To ensure that students earn quality credentials, Lumina Foundation is creating a task force that will define and assure the quality of higher education programs.
The new Quality Credentials Task Force model was unveiled by the non-profit along with 22 education, policy, and workforce leaders in Unlocking the Nation’s Potential: A Model to Advance Quality and Equity in Education Beyond High School report.
Quality credentials are defined as educational programs like degrees, certificates that have a clear outcome and lead to gainful employment.
The task force sees the current education system lacking quality. The model focuses on different individual and societal outcomes like how students can advance their education and careers and contribute to the broader economy and civic community that is focused on the questions of quality. It recommends designing programs in such a way that matches these outcomes.

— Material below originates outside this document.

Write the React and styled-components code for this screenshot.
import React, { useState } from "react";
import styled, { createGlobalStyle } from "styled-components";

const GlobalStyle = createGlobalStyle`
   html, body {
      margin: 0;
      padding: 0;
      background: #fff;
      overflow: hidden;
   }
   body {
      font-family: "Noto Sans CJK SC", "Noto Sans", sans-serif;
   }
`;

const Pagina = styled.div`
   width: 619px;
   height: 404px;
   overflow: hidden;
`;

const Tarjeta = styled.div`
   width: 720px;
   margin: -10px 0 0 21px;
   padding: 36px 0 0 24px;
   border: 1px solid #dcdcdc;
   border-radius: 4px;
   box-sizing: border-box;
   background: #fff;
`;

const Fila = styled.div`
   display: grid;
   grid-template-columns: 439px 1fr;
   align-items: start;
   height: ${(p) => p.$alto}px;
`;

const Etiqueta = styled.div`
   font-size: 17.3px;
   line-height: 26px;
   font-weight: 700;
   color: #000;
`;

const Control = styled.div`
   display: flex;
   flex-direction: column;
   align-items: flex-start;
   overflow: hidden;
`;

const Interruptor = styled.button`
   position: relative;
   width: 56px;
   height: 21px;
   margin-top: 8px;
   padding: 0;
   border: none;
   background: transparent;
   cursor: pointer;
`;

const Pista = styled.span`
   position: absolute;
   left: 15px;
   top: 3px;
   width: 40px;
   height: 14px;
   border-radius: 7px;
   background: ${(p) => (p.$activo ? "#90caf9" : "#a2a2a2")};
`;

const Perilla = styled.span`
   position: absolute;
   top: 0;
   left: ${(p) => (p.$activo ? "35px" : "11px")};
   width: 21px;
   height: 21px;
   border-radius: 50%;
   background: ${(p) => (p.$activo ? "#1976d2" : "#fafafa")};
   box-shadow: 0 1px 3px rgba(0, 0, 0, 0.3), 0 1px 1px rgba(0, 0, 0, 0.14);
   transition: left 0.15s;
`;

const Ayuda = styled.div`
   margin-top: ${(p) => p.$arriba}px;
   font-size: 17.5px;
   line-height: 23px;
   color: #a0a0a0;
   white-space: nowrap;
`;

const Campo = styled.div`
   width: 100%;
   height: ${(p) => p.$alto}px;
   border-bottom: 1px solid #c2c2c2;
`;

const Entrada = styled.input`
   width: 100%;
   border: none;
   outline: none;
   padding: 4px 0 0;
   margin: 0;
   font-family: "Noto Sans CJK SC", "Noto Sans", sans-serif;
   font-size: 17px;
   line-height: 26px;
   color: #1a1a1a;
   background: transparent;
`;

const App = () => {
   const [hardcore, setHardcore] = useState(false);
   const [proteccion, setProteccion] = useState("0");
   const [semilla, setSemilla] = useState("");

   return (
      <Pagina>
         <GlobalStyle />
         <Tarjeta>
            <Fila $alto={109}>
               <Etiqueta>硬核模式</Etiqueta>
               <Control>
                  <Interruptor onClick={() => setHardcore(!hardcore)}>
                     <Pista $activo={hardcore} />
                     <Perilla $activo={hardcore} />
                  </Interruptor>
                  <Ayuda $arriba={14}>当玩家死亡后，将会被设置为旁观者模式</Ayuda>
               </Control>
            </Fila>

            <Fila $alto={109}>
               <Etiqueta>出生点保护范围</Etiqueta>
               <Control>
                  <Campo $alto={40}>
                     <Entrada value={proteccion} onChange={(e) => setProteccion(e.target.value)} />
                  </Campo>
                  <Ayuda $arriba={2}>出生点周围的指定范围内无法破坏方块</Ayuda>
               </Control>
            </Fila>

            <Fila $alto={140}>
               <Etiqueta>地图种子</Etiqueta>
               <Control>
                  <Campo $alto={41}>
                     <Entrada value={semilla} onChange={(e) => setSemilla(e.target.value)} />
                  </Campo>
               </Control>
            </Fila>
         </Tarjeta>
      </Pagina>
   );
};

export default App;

“We need a system that defines quality based on evidence that credentials prepare students with relevant skills for the job market and give them the knowledge, skills, and abilities to pursue additional learning and lead fulfilling lives as workers, citizens, and community members,” said Debra Humphreys, Lumina’s vice president of strategic engagement and the task force’s co-chair.
The report noted that the ethnic and racial minorities, especially black, Latino, and American Indian communities, are usually at disadvantage due to poor quality credentials which later translates into lower employment opportunities and calls to establish an order that emphasizes on access to equitable programs.
To create such programs, the task force recommended college and university leaders, state and federal policymakers, accreditors, and faculty members to commit to pursuing quality and equity, coordination with different sectors that make curricular and regulatory reforms.